▶ _What you have to do_
Identify each line below containing the string "React" and copy it.

▶ _Supplied information_

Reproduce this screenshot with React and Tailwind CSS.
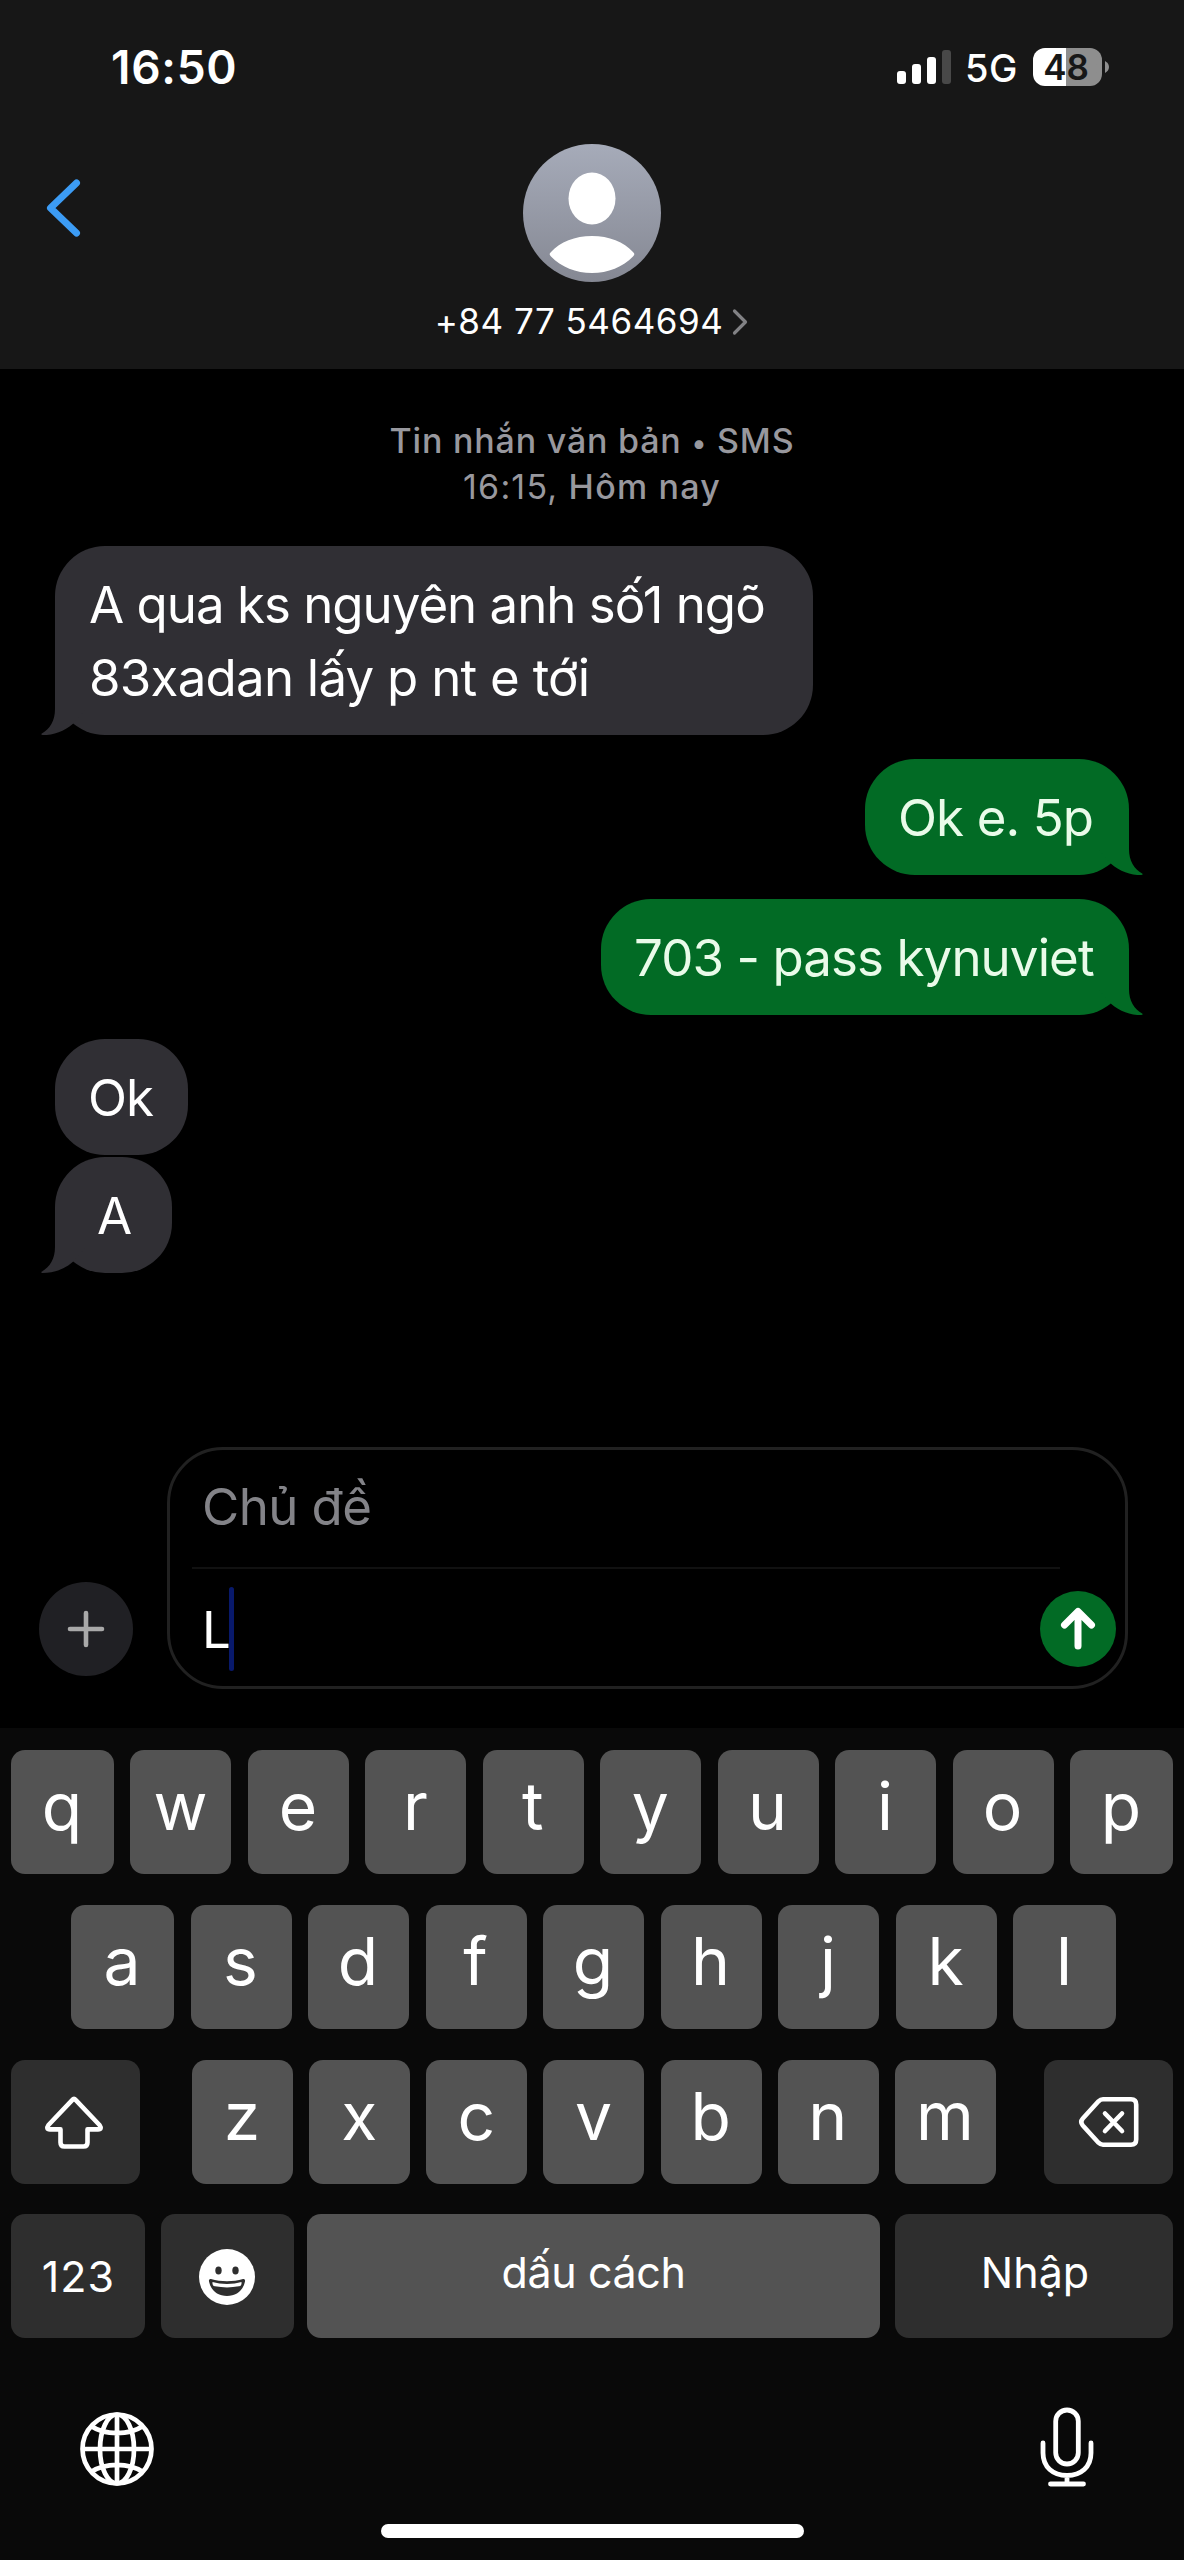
import React from "react";

function SignalBars() {
  return (
    <div className="flex h-[34px] items-end gap-[6px]">
      <span className="h-[13px] w-[9px] rounded-[3px] bg-white" />
      <span className="h-[20px] w-[9px] rounded-[3px] bg-white" />
      <span className="h-[27px] w-[9px] rounded-[3px] bg-white" />
      <span className="h-[34px] w-[9px] rounded-[3px] bg-[#484848]" />
    </div>
  );
}

function Battery() {
  return (
    <div className="flex items-center">
      <div className="flex h-[38px] w-[69px] items-center justify-center rounded-[12px] bg-linear-to-r from-white from-[48%] to-[#8e8e8e] to-[48%] pr-[3px] text-[35px] font-semibold leading-[38px] text-[#171717]">
        48
      </div>
      <svg className="ml-[3px] h-[12px] w-[4px]" viewBox="0 0 4 12" fill="#8e8e8e">
        <path d="M0 0C2.5 1.4 4 3.4 4 6S2.5 10.6 0 12Z" />
      </svg>
    </div>
  );
}

function StatusBar() {
  return (
    <div className="flex h-[134px] items-center justify-between pl-[111px] pr-[75px] text-white">
      <span className="text-[46px] font-semibold leading-[60px] tracking-[0.7px]">16:50</span>
      <div className="flex items-center">
        <SignalBars />
        <span className="ml-[14px] mr-[15px] mt-[2px] text-[38px] font-medium leading-[40px] tracking-[0.5px]">5G</span>
        <Battery />
      </div>
    </div>
  );
}

function Avatar() {
  return (
    <svg className="h-[138px] w-[138px]" viewBox="0 0 138 138">
      <defs>
        <linearGradient id="avatar" x1="0" y1="0" x2="0" y2="1">
          <stop offset="0" stopColor="#a6abb9" />
          <stop offset="1" stopColor="#858893" />
        </linearGradient>
      </defs>
      <circle cx="69" cy="69" r="69" fill="url(#avatar)" />
      <ellipse cx="69" cy="54.5" rx="23.5" ry="26" fill="#fff" />
      <path d="M28 108C37 98 52 92 69 92s32 6 41 16c2 2 1.500 3 0 4.500C100 123 85 129 69 129s-31-6-41-16.500C26.500 111 26 110 28 108Z" fill="#fff" />
    </svg>
  );
}

function Header() {
  return (
    <header className="h-[369px] bg-[#171717]">
      <StatusBar />
      <div className="grid grid-cols-[1fr_auto_1fr] pt-[10px]">
        <svg className="ml-[45px] mt-[33px] h-[62px] w-[38px]" viewBox="0 0 38 62" fill="none" stroke="#3c9cf5" strokeWidth="7" strokeLinecap="round" strokeLinejoin="round">
          <path d="M31.500 6L5.500 31L31.500 56" />
        </svg>
        <div className="flex w-[340px] flex-col items-center">
          <Avatar />
          <div className="mt-[17px] flex items-center">
            <span className="text-[35px] leading-[44px] tracking-[0.5px] text-white">+84 77 5464694</span>
            <svg className="ml-[9px] mt-[2px] h-[28px] w-[17px]" viewBox="0 0 17 28" fill="none" stroke="#828285" strokeWidth="3.200" strokeLinecap="round" strokeLinejoin="round">
              <path d="M2.500 3L13.500 14L2.500 25" />
            </svg>
          </div>
        </div>
      </div>
    </header>
  );
}

function Tail({ side }) {
  return (
    <svg
      className={
        side === "right"
          ? "absolute -right-[14px] bottom-0 h-[60px] w-[44px] -scale-x-100 text-[#026b25]"
          : "absolute -left-[14px] bottom-0 h-[60px] w-[44px] text-[#302f34]"
      }
      viewBox="-14 -60 44 60"
      fill="currentColor"
    >
      <path d="M0-60V-26C0-14-5-6-13.500-1.200C-14-.600-13.500 0-12.500 0C-1 0 9-3.500 18-11.300L30-25V-60Z" />
    </svg>
  );
}

function Bubble({ className, sent, tail, children }) {
  return (
    <div
      className={
        (sent ? "self-end bg-[#026b25] text-[#e9fbe9] " : "self-start bg-[#302f34] text-white ") +
        "relative whitespace-nowrap rounded-[50px] py-[21.5px] text-[51px] leading-[73px] tracking-[-0.9px] " +
        className
      }
    >
      {tail && <Tail side={sent ? "right" : "left"} />}
      <div className="relative">{children}</div>
    </div>
  );
}

function Conversation() {
  return (
    <main className="flex h-[1078px] flex-col px-[55px] pt-[49px]">
      <div className="text-center text-[34px] font-medium leading-[46px] text-[#98989e]">
        <p className="h-[46px] tracking-[0.8px]">
          Tin nhắn văn bản <span className="text-[28px] leading-none">•</span> SMS
        </p>
        <p className="tracking-[1.2px]">
          <span className="font-normal">16:15,</span> Hôm nay
        </p>
      </div>
      <div className="mt-[36px] flex flex-col">
        <Bubble tail className="w-[758px] pl-[34px]">
          <p className="tracking-[-1px]">A qua ks nguyên anh số1 ngõ</p>
          <p className="tracking-[-0.75px]">83xadan lấy p nt e tới</p>
        </Bubble>
        <Bubble sent tail className="mt-[24px] w-[264px] pl-[33px]">Ok e. 5p</Bubble>
        <Bubble sent tail className="mt-[24px] w-[528px] pl-[33px]">703 - pass kynuviet</Bubble>
        <Bubble className="mt-[24px] w-[133px] pl-[33px]">Ok</Bubble>
        <Bubble tail className="mt-[2px] w-[117px] pl-[42px]">A</Bubble>
      </div>
    </main>
  );
}

function Composer() {
  return (
    <div className="flex h-[281px] items-end justify-between pb-[39px] pl-[39px] pr-[56px]">
      <button className="mb-[13px] flex h-[94px] w-[94px] items-center justify-center rounded-full bg-[#202024] pr-px">
        <svg className="h-[40px] w-[40px]" viewBox="0 0 40 40" stroke="#a9a9a9" strokeWidth="4.600" strokeLinecap="round">
          <path d="M20 4V36M4 20H36" />
        </svg>
      </button>
      <div className="flex h-[242px] w-[961px] flex-col rounded-[56px] border-[3px] border-[#212121]">
        <p className="mx-[22px] h-[119px] w-[868px] border-b-2 border-[#111] pl-[10px] pt-[20px] text-[51px] leading-[73px] tracking-[-0.6px] text-[#838388]">
          Chủ đề
        </p>
        <div className="flex flex-1 items-center justify-between pl-[32px] pr-[9px] pt-[3px]">
          <p className="flex items-center text-[51px] leading-[73px] text-white">
            L
            <span className="-ml-[2px] h-[84px] w-[5px] rounded-full bg-[#08196b]" />
          </p>
          <button className="flex h-[76px] w-[76px] items-center justify-center rounded-full bg-[#026b25]">
            <svg className="h-[46px] w-[40px]" viewBox="0 0 40 46" fill="none" stroke="#fff" strokeWidth="7" strokeLinecap="round" strokeLinejoin="round">
              <path d="M20 40V6M6.500 19L20 5.500L33.500 19" />
            </svg>
          </button>
        </div>
      </div>
    </div>
  );
}

function LetterKey({ char, wide }) {
  return (
    <button
      className={
        (wide ? "w-[103px] " : "w-[101px] ") +
        "flex h-[124px] items-center justify-center rounded-[14px] bg-[#535353] pb-[13px] pr-px text-[66px] leading-[80px] text-white"
      }
    >
      {char}
    </button>
  );
}

function DarkKey({ className, children }) {
  return (
    <button className={"flex h-[124px] items-center justify-center rounded-[14px] bg-[#2e2e2e] text-[43px] leading-[60px] text-white " + className}>
      {children}
    </button>
  );
}

function ShiftIcon() {
  return (
    <svg className="h-[56px] w-[64px]" viewBox="0 0 64 56" fill="none" stroke="#fff" strokeWidth="4.600" strokeLinejoin="round">
      <path d="M30.400 4.800Q32 3 33.600 4.800L57.500 30Q60.500 34.400 56 34.400H45.500V47.500Q45.500 51.500 41.500 51.500H22.500Q18.500 51.500 18.500 47.500V34.400H8Q3.500 34.400 6.500 30Z" />
    </svg>
  );
}

function DeleteIcon() {
  return (
    <svg className="h-[52px] w-[62px]" viewBox="0 0 62 52" fill="none" stroke="#fff" strokeWidth="4.600" strokeLinecap="round" strokeLinejoin="round">
      <path d="M25 3.300H53Q58.200 3.300 58.200 8.500V43.500Q58.200 48.700 53 48.700H25Q22.500 48.700 20.500 46.700L4.800 29.500Q1.800 26 4.800 22.500L20.500 5.300Q22.500 3.300 25 3.300Z" />
      <path d="M27 17.500L44 35M44 17.500L27 35" />
    </svg>
  );
}

function EmojiIcon() {
  return (
    <svg className="h-[56px] w-[56px]" viewBox="0 0 56 56">
      <circle cx="28" cy="28" r="28" fill="#fff" />
      <g fill="#2e2e2e">
        <ellipse cx="19.500" cy="21.500" rx="3.200" ry="3.900" />
        <ellipse cx="36.500" cy="21.500" rx="3.200" ry="3.900" />
        <path d="M12 30C22 33 34 33 44 30Q46.500 29.500 46 32.500C44 42 37 47 28 47S12 42 10 32.500Q9.500 29.500 12 30Z" />
      </g>
      <path d="M13.500 33C22 35.500 34 35.500 42.500 33Q43 37 40 37.300C32 38.800 24 38.800 16 37.300Q13 37 13.500 33Z" fill="#fff" />
    </svg>
  );
}

function GlobeIcon() {
  return (
    <svg className="h-[76px] w-[76px]" viewBox="0 0 76 76" fill="none" stroke="#fff" strokeWidth="4.700">
      <circle cx="38" cy="38" r="34.500" />
      <ellipse cx="38" cy="38" rx="17" ry="34.500" />
      <path d="M38 3V73M3 38H73M12 15C26 24.500 50 24.500 64 15M12 61C26 51.500 50 51.500 64 61" />
    </svg>
  );
}

function MicIcon() {
  return (
    <svg className="h-[80px] w-[54px]" viewBox="0 0 54 80" fill="none" stroke="#fff" strokeWidth="4.800" strokeLinecap="round">
      <rect x="15.700" y="3" width="22.600" height="54" rx="11.300" />
      <path d="M3 36V46C3 60 13 68.500 27 68.500S51 60 51 46V36M27 69V77M10.500 77H43.500" />
    </svg>
  );
}

function Keyboard() {
  const top = "qwertyuiop".split("");
  const home = "asdfghjkl".split("");
  const bottom = "zxcvbnm".split("");
  return (
    <div className="flex h-[832px] flex-col bg-[#090909] px-[11px] pt-[22px]">
      <div className="flex justify-between">
        {top.map((c, i) => (
          <LetterKey key={c} char={c} wide={i === 0 || i === 9} />
        ))}
      </div>
      <div className="mt-[31px] flex justify-between pl-[60px] pr-[57px]">
        {home.map((c, i) => (
          <LetterKey key={c} char={c} wide={i === 0 || i === 8} />
        ))}
      </div>
      <div className="mt-[31px] flex justify-between">
        <DarkKey className="w-[129px] pr-[3px] pt-[2px]">
          <ShiftIcon />
        </DarkKey>
        <div className="ml-[4px] flex w-[804px] justify-between">
          {bottom.map((c) => (
            <LetterKey key={c} char={c} />
          ))}
        </div>
        <DarkKey className="w-[129px]">
          <DeleteIcon />
        </DarkKey>
      </div>
      <div className="mt-[30px] flex">
        <DarkKey className="w-[134px] pl-[1px] tracking-[1.100px]">123</DarkKey>
        <DarkKey className="ml-[16px] w-[133px] pr-[2px] pt-[2px]">
          <EmojiIcon />
        </DarkKey>
        <button className="ml-[13px] flex h-[124px] w-[573px] items-center justify-center rounded-[14px] bg-[#535353] pb-[8px] text-[43px] leading-[60px] tracking-[-0.4px] text-white">
          dấu cách
        </button>
        <DarkKey className="ml-[15px] w-[278px] pb-[8px] pl-[2px]">Nhập</DarkKey>
      </div>
      <div className="mt-[69px] flex h-[80px] items-center justify-between pl-[68px] pr-[79px]">
        <div className="pt-[3px]">
          <GlobeIcon />
        </div>
        <MicIcon />
      </div>
      <div className="mt-[37px] h-[14px] w-[423px] self-center rounded-full bg-white" />
    </div>
  );
}

export default function App() {
  return (
    <div className="h-[2560px] w-[1184px] overflow-hidden bg-black font-[Inter,'Liberation_Sans',sans-serif]">
      <Header />
      <Conversation />
      <Composer />
      <Keyboard />
    </div>
  );
}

▶ _Result of the exercise_
Reproduce this screenshot with React and Tailwind CSS.
import React from "react";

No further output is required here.